We want the URL Github will call us on to be /api/github/webhook. We’re adding a flood protection on that input, just in case.

input:
  label: webhook_server
  http_server:
    path: "/github/webhook"
    rate_limit: flood_protect

rate_limit_resources:
  - label: flood_protect
    local:
      count: 100
      interval: 1s

Now, we are validating the hash from the header and, if not, we reject the query.

pipeline:
  processors:
    - bloblang: |
        root = this
        root.signature = meta("X-Hub-Signature-256").split("=").index(1)
        root.signature_valid = if root.signature == content().string().hash("hmac_sha256","${SECRET_KEY}").encode("hex") {
          true
        } else {
          false
        }        
       
output:
  switch:
    cases:
      - check: 'this.signature_valid == true'
        output:
          stdout: {}
      - output:
          reject: "Invalid signature"

With that we can now register our webhook from a Github repo or globally from an Org.

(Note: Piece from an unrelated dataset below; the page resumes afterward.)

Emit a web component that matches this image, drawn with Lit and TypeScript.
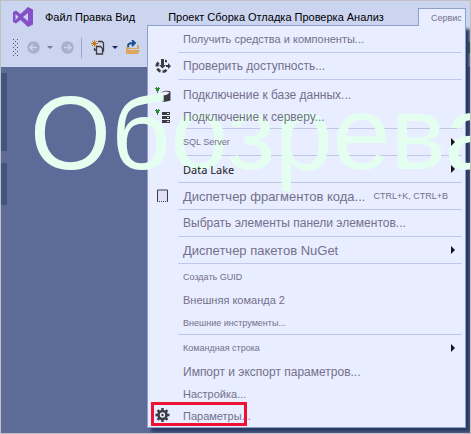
import { LitElement, html, css, svg, nothing } from "lit";
import { customElement } from "lit/decorators.js";
import { classMap } from "lit/directives/class-map.js";

type Size = "s" | "m" | "l" | "xl";
interface Item {
  label: string;
  size: Size;
  icon?: unknown;
  keys?: string;
  sub?: boolean;
  dark?: boolean;
  marked?: boolean;
}
interface Group {
  kind: string;
  items: Item[];
}

const plug = svg`<path d="M1 0h1v1h1v-1h1v1h1v1h-1v2h-1v2h-1v-2h-1v-2h-1v-1h1z" fill="#2f8a2f"/>`;

const checkIcon = svg`<svg viewBox="0 0 16 16" width="16" height="16">
  <path d="M3.500 4.500a5 5 0 0 0 -1.500 4" fill="none" stroke="#3c3c40" stroke-width="3"/>
  <path d="M2.500 10.500a5 5 0 0 0 3 3M7.500 13.800a5 5 0 0 0 4-2" fill="none" stroke="#3c3c40" stroke-width="2.600"/>
  <path d="M6 1h3v6h2l-3.500 3.500-3.500-3.500h2z" fill="#3c3c40"/>
  <path d="M10 1.500l2 1v2l-2-.5zM11 7h2v-2l3 3-3 3v-2h-2z" fill="#3c3c40"/></svg>`;
const dbIcon = svg`<svg viewBox="0 0 16 16" width="16" height="16">${plug}
  <path d="M7 5q4-2 8.500-.5v9q-3 1.500-8.500 1z" fill="#3c3c40"/><path d="M7 5.500q4-2 7.500 0-2 3-7.500 3z" fill="#e8edff"/></svg>`;
const serverIcon = svg`<svg viewBox="0 0 16 16" width="16" height="16">${plug}
  <path d="M7 3h8v3h-8zM7 7h8v3h-8zM7 11h8v3h-8z" fill="#3c3c40"/>
  <path d="M12 4h2v1h-2zM12 8h2v1h-2zM12 12h2v1h-2z" fill="#e8edff"/></svg>`;
const snippetIcon = svg`<svg viewBox="0 0 16 16" width="16" height="16">
  <path d="M2.500 13v-11h10v11" fill="#e0e0f8" stroke="#3c3c46"/>
  <path d="M2 13.500h11" stroke="#3c3c46" stroke-dasharray="1 1"/></svg>`;
const gearIcon = svg`<svg viewBox="0 0 16 16" width="16" height="16">
  <circle cx="7.500" cy="7" r="4" fill="none" stroke="#3c3c40" stroke-width="2.600"/>
  ${[0, 45, 90, 135].map((a) => svg`<path d="M6.300 0h2.400v2.500h-2.400zM6.300 11.500h2.400v2.500h-2.400z" fill="#3c3c40" transform="rotate(${a} 7.500 7)"/>`)}
  <circle cx="7.500" cy="7" r="1.200" fill="#3c3c40"/></svg>`;

const groups: Group[] = [
  { kind: "single", items: [{ label: "Получить средства и компоненты...", size: "m" }] },
  { kind: "single", items: [{ label: "Проверить доступность...", size: "l", icon: checkIcon }] },
  {
    kind: "connect",
    items: [
      { label: "Подключение к базе данных...", size: "l", icon: dbIcon },
      { label: "Подключение к серверу...", size: "l", icon: serverIcon },
    ],
  },
  { kind: "single", items: [{ label: "SQL Server", size: "s", sub: true }] },
  { kind: "single", items: [{ label: "Data Lake", size: "m", sub: true, dark: true }] },
  {
    kind: "single",
    items: [{ label: "Диспетчер фрагментов кода...", size: "xl", icon: snippetIcon, keys: "CTRL+K, CTRL+B" }],
  },
  { kind: "single", items: [{ label: "Выбрать элементы панели элементов...", size: "l" }] },
  { kind: "single", items: [{ label: "Диспетчер пакетов NuGet", size: "xl", sub: true }] },
  {
    kind: "external",
    items: [
      { label: "Создать GUID", size: "s" },
      { label: "Внешняя команда 2", size: "m" },
      { label: "Внешние инструменты...", size: "s" },
    ],
  },
  {
    kind: "settings",
    items: [
      { label: "Командная строка", size: "s", sub: true },
      { label: "Импорт и экспорт параметров...", size: "l" },
      { label: "Настройка...", size: "m" },
      { label: "Параметры...", size: "m", icon: gearIcon, marked: true },
    ],
  },
];

@customElement("tools-menu")
export class ToolsMenu extends LitElement {
  static styles = css`
    :host {
      display: block;
      box-sizing: border-box;
      padding-right: 3px;
      background: #e8edff;
      border: 1px solid #8e9fcb;
      box-shadow: 4px 4px 3px #2b3a63;
    }
    .line { height: 1px; margin-left: 30px; background: #bfc8e8; }
    .item {
      display: flex;
      align-items: center;
      box-sizing: border-box;
      width: 100%;
      height: 26px;
      padding: 0;
      border: 0;
      background: none;
      color: #74708c;
      font: 12px "Liberation Sans", Arial, sans-serif;
      text-align: left;
      white-space: nowrap;
      position: relative;
    }
    .connect { padding-top: 4px; }
    .external { padding-top: 1px; }
    .connect .item, .settings .item + .item { height: 22px; }
    .external .item { height: 23px; }
    .icon { display: flex; justify-content: center; width: 30px; margin-right: 5px; }
    .icon svg { display: block; }
    .label, .keys, .arrow { position: relative; z-index: 2; }
    .s { font-size: 9px; }
    .m { font-size: 11px; }
    .l { font-size: 12px; }
    .xl { font-size: 13px; }
    .dark { color: #1c1c24; font-family: "Noto Sans", sans-serif; }
    .keys { margin-left: 8px; font-size: 9px; }
    .arrow {
      margin-left: auto;
      margin-right: 7px;
      border: 4px solid transparent;
      border-left: 4px solid #15151b;
      border-right: 0;
    }
    .marked::after {
      content: "";
      position: absolute;
      inset: -3px auto 1px 3px;
      width: 96px;
      box-sizing: border-box;
      border: 3px solid #ee1133;
      z-index: 3;
    }
  `;

  render() {
    return groups.map(
      (g, i) => html`${i ? html`<div class="line"></div>` : nothing}
        <div class="group ${g.kind}" role="group">
          ${g.items.map(
            (it) => html`<button class=${classMap({ item: true, marked: !!it.marked, dark: !!it.dark })} role="menuitem">
              <span class="icon">${it.icon ?? nothing}</span>
              <span class="label ${it.size}">${it.label}</span>
              ${it.keys ? html`<span class="keys">${it.keys}</span>` : nothing}
              ${it.sub ? html`<span class="arrow"></span>` : nothing}
            </button>`
          )}
        </div>`
    );
  }
}

@customElement("app-root")
export class AppRoot extends LitElement {
  static styles = css`
    :host {
      display: block;
      position: relative;
      box-sizing: border-box;
      min-height: 100vh;
      overflow: hidden;
      border: 1px solid #c0c0c0;
      background: #5d6b99;
      font: 11px "Liberation Sans", Arial, sans-serif;
      color: #000;
    }
    button { border: 0; padding: 0; background: none; font: inherit; color: inherit; white-space: nowrap; }
    header { background: #ccd5f0; }
    .menubar { display: flex; align-items: flex-start; height: 25px; padding: 6px 4px 0 12px; }
    .logo { display: block; }
    .names { display: flex; gap: 3px; height: 20px; margin-left: 11px; }
    .names + .names { margin-left: 33px; }
    .tools { position: relative; margin-left: auto; padding-top: 1px; }
    .tab {
      display: block;
      position: relative;
      z-index: 1;
      box-sizing: border-box;
      width: 48px;
      height: 18px;
      padding-left: 12px;
      background: #e8edff;
      border: 1px solid #8e9fcb;
      border-bottom: 0;
      color: #74708c;
      font-size: 9px;
      text-align: left;
      overflow: hidden;
    }
    tools-menu { position: absolute; right: 0; top: 18px; width: 319px; }
    .toolbar { display: flex; align-items: center; height: 31px; padding: 0 0 4px 11px; }
    .toolbar svg { display: block; }
    .toolbar .run { margin-left: auto; width: 2px; height: 11px; background: #2f8a2f; }
    .back { margin-left: 9px; }
    .drop { margin: 0 8px 0 7px; border: 3px solid transparent; border-top-color: #777b88; border-bottom: 0; }
    .drop.on { border-top-color: #1b2a50; }
    .split { width: 1px; height: 20px; margin: 0 9px 0 7px; background: #98a5cf; }
    .docks { display: flex; flex-direction: column; gap: 12px; width: 6px; padding-top: 6px; }
    .dock { height: 78px; background: #405580; }
    .dock + .dock { height: 42px; }
    .watermark {
      position: absolute;
      z-index: 1;
      left: 29px;
      top: 73px;
      font-size: 104px;
      line-height: 119px;
      white-space: nowrap;
      color: #e4fff0;
      pointer-events: none;
    }
  `;

  private names(list: string[]) {
    return html`<div class="names">${list.map((n) => html`<button>${n}</button>`)}</div>`;
  }

  private circle(arrow: string) {
    return svg`<svg width="13" height="13" viewBox="0 0 13 13"><circle cx="6.500" cy="6.500" r="6.200" fill="#a9b0c6"/>
      <path d=${arrow} fill="none" stroke="#ccd5f0" stroke-width="1.500"/></svg>`;
  }

  render() {
    return html`
      <header>
        <nav class="menubar">
          <svg class="logo" width="21" height="20" viewBox="0 0 21 20">
            <path fill-rule="evenodd" fill="#8650c8" d="M15 0l5 2.500v15l-5 2.500-7.500-7-4.500 3.500-3-1.500v-10l3-1.500 4.500 3.500zM15 6l-5 4 5 4zM2.500 7v6l3-3z"/>
          </svg>
          ${this.names(["Файл", "Правка", "Вид"])}
          ${this.names(["Проект", "Сборка", "Отладка", "Проверка", "Анализ"])}
          <div class="tools">
            <button class="tab" aria-expanded="true">Сервис</button>
            <tools-menu role="menu"></tools-menu>
          </div>
        </nav>
        <div class="toolbar">
          <svg width="6" height="17" viewBox="0 0 6 17">
            ${[0, 4, 8, 12, 16].map((y) => svg`<path d="M1 ${y}h1v1h-1zM5 ${y}h1v1h-1z" fill="#4a5878"/>`)}
            ${[2, 6, 10, 14].map((y) => svg`<path d="M3 ${y}h1v1h-1z" fill="#4a5878"/>`)}
          </svg>
          <button class="back" aria-label="Назад">${this.circle("M3 6.5h7M6 3.5l-3 3 3 3")}</button>
          <span class="drop"></span>
          <button aria-label="Вперед">${this.circle("M3 6.5h7M7 3.5l3 3-3 3")}</button>
          <span class="split"></span>
          <button aria-label="Создать проект">
            <svg width="14" height="15" viewBox="0 0 14 15">
              <path d="M7 1.500h4l1.500 1.500v8h-1M3.500 8v2h1.500M5.500 13.500v-7h4l2 2v5.500h-6z" fill="none" stroke="#3c3c40" stroke-width="1.300"/>
              <path d="M3.500 0v7M0 3.500h7M1 1l5 5M6 1l-5 5" stroke="#c27a1a" stroke-width="1"/>
            </svg>
          </button>
          <span class="drop on"></span>
          <button aria-label="Открыть">
            <svg width="15" height="15" viewBox="0 0 15 15">
              <path d="M0 14v-7h3l1 1h7v-3h2v5h1l-2 4z" fill="#dca75c"/>
              <path d="M3 9.500h10" stroke="#ccd5f0"/>
              <path d="M2.500 7q-2-4 5-4M6 0l3 3-3 3" fill="none" stroke="#124f8c" stroke-width="1.800"/>
            </svg>
          </button>
          <span class="run"></span>
        </div>
      </header>
      <div class="docks"><div class="dock"></div><div class="dock"></div></div>
      <div class="watermark">Обозрева</div>
    `;
  }
}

Let’s subscribe to the event release.

Instead of displaying the event on stdout, we can finally output them to NATS Jetstream:

output:
  switch:
    cases:
      - check: 'this.signature_valid == true'
        output:
          nats_jetstream:
            urls:
              - nats://nats.nats.svc.cluster.local:4222
            subject: ci.actions.release
      - output:
          reject: "Invalid signature"

Live Testing Bloblang

There is a built in debugging tool to test Bloglang code:

Save the Bloblang code in a file, save your input data in another and run:

benthos blobl server --no-open --input-file mydata.json -m mapping.txt

Point your browser to http://localhost:4195

Kubernetes

Benthos can be used in streams mode, where one Benthos instance is capable of running multiple pipelines at the same time.
We can use this feature to add the config files using a ConfigMap:

apiVersion: v1
kind: ConfigMap
metadata:
  name: benthos-streams-cm
data:
  github-webhook.yaml: |
    ...    
  drone-webhook.yaml: |
    ...    

Then mount the configmap as a volume in the Benthos container:

...
apiVersion: apps/v1
kind: Deployment
metadata:
  name: benthos-deployment
spec:
  replicas: 1
  selector:
    matchLabels:
      app: benthos
  template:
    metadata:
      labels:
        app: benthos
      annotations:
        prometheus.io/scrape: 'true'
        prometheus.io/port: '4040'
    spec:
      containers:
      - name: benthos
        image: jeffail/benthos:4.27
        args: ["-r", "/etc/config/resources.yaml", "-c", "/etc/config/config.yaml","streams", "/config"]  # add this line to start Benthos in streams mode
        ports:
          - containerPort: 8080
            name: http-port
          - containerPort: 4040
            name: metrics-port
        env:
        - name: SECRET_KEY
          valueFrom:
            secretKeyRef:
              name: benthos-secret
              key: secret-key
        volumeMounts:
        - name: config-streams-volume
          mountPath: /config
        - name: config-volume
          mountPath: /etc/config
      volumes:
        - name: config-streams-volume
          configMap:
            name: benthos-streams-cm
        - name: config-volume
          configMap:
            name: benthos-config-cm

Note that in streams mode the HTTP endpoint will be prefixed with the streams identifier (file name) by default.
Also note that you still need a default config.yaml and a resources.yaml for the global configuration and global resources (in our case the http: and metrics: would move in that file).

Here is a complete working Kubernetes example.

Extending With Plugins

It’s possible to go even further and extend Benthos with the plugin system.

You would want to use it to connect to new input/outputs, or define new methods in the processors.

I’ve created geo-benthos, to provide some extensions related to Geo/GIS stuffs:

An example position.json input file:

{"id":42, "lat": 48.86, "lng": 2.34}

And the following bloblang processor using country:

input:
  file:
    paths: ["position.json"]
    codec: all-bytes

pipeline:
  threads: 1
  processors:
  - mapping: |
      #!blobl
      root = this
      root.country = country(this.lat, this.lng)      

output:
  label: "out"
  stdout:
    codec: lines

It will transform the input, setting the country from the lat lng.

{"country":["France"],"id":42,"lat":48.86,"lng":2.34}

Based on the same logic:

Conclusion

Benthos/Bento/Redpanda Connect is right in the sweet spot: the useful tool you want to invest in cause it helps simplify tons of boring code.